Here, we see the possible outcomes
for our first coin, which we’ll call coin one. For our sample space diagram, we
can also draw in the possible outcomes for coin two, which is also heads and
tails. Arranging these in a table allows
us to fill in all the possible outcomes.
For example, if Rahim flips heads
on coin one and heads on coin two, then the outcome is heads and heads. Likewise, if Rahim flips heads on
coin one and tails on coin two, then the outcome is heads and tails. Following this same pattern, we see
the remaining two outcomes are tails and heads. And finally, tails and tails.
We have now found four total
outcomes for Rahim flipping two different coins. Now, the question asked us to find
the probability that at least one of the coins lands on tails. Looking at our outcomes, we see
that this occurs three different times. First, in the case where coin one
lands on tails. Next, in the case where coin two
lands on tails. And finally, in the case where both
coin one and coin two land on tails, since this still satisfies the condition that
at least one of them is landing on tails. We now see that we have three of
four possible outcomes which satisfy the condition.

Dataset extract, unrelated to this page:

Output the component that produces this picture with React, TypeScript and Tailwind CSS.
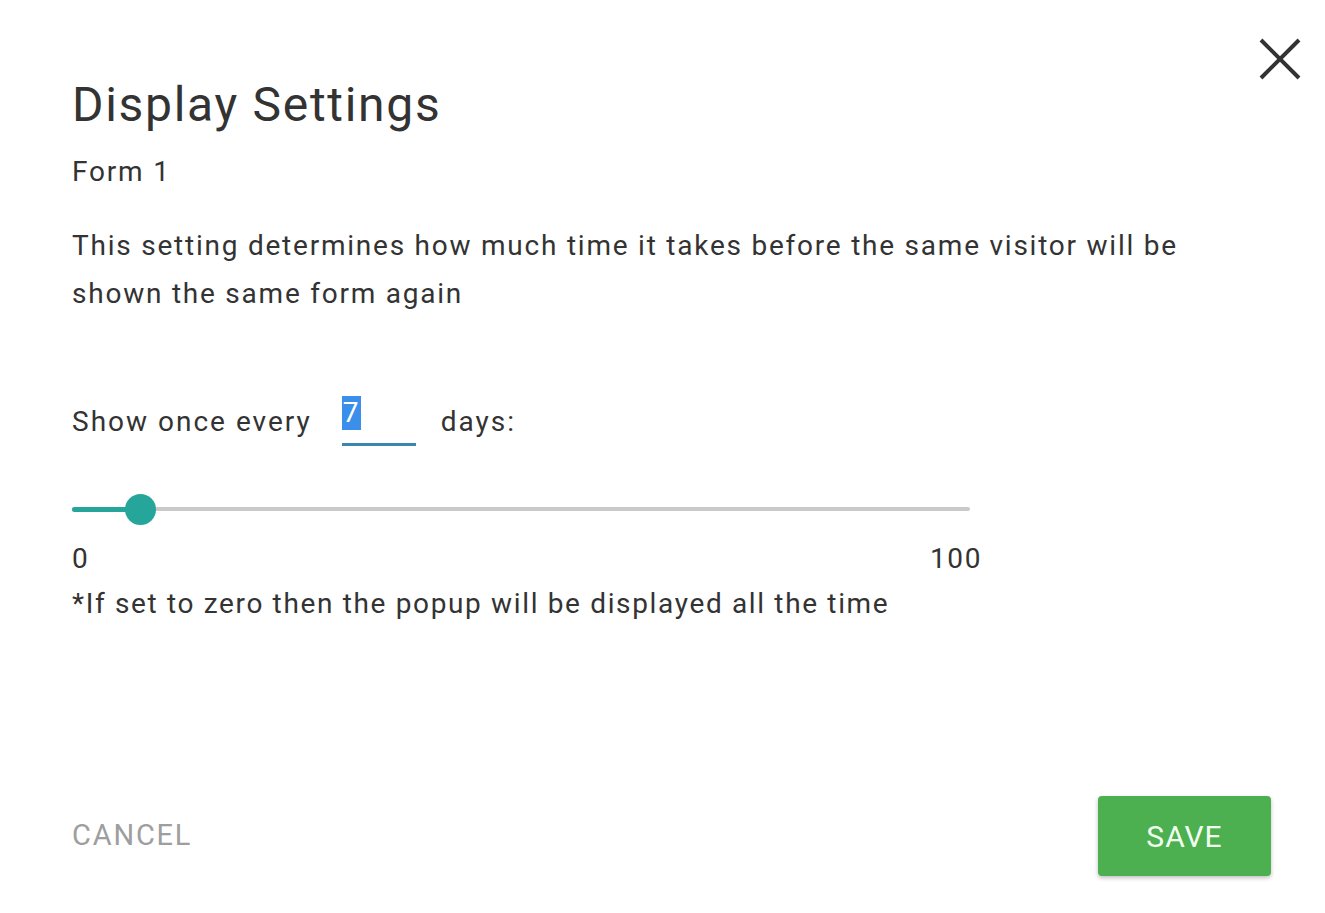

So earlier on, we noted that both
of the coins are fair. This is important because we said
that they are equally likely to land on heads and tails. It therefore follows that each of
our four different outcomes are also equally likely to occur. Because of this, we can say the
following: if event 𝑋 is defined as the event where Rahim flips at least one tails,
then the probability of 𝑋 is equal to the number of outcomes which satisfy 𝑋
divided by the total number of outcomes in the sample space.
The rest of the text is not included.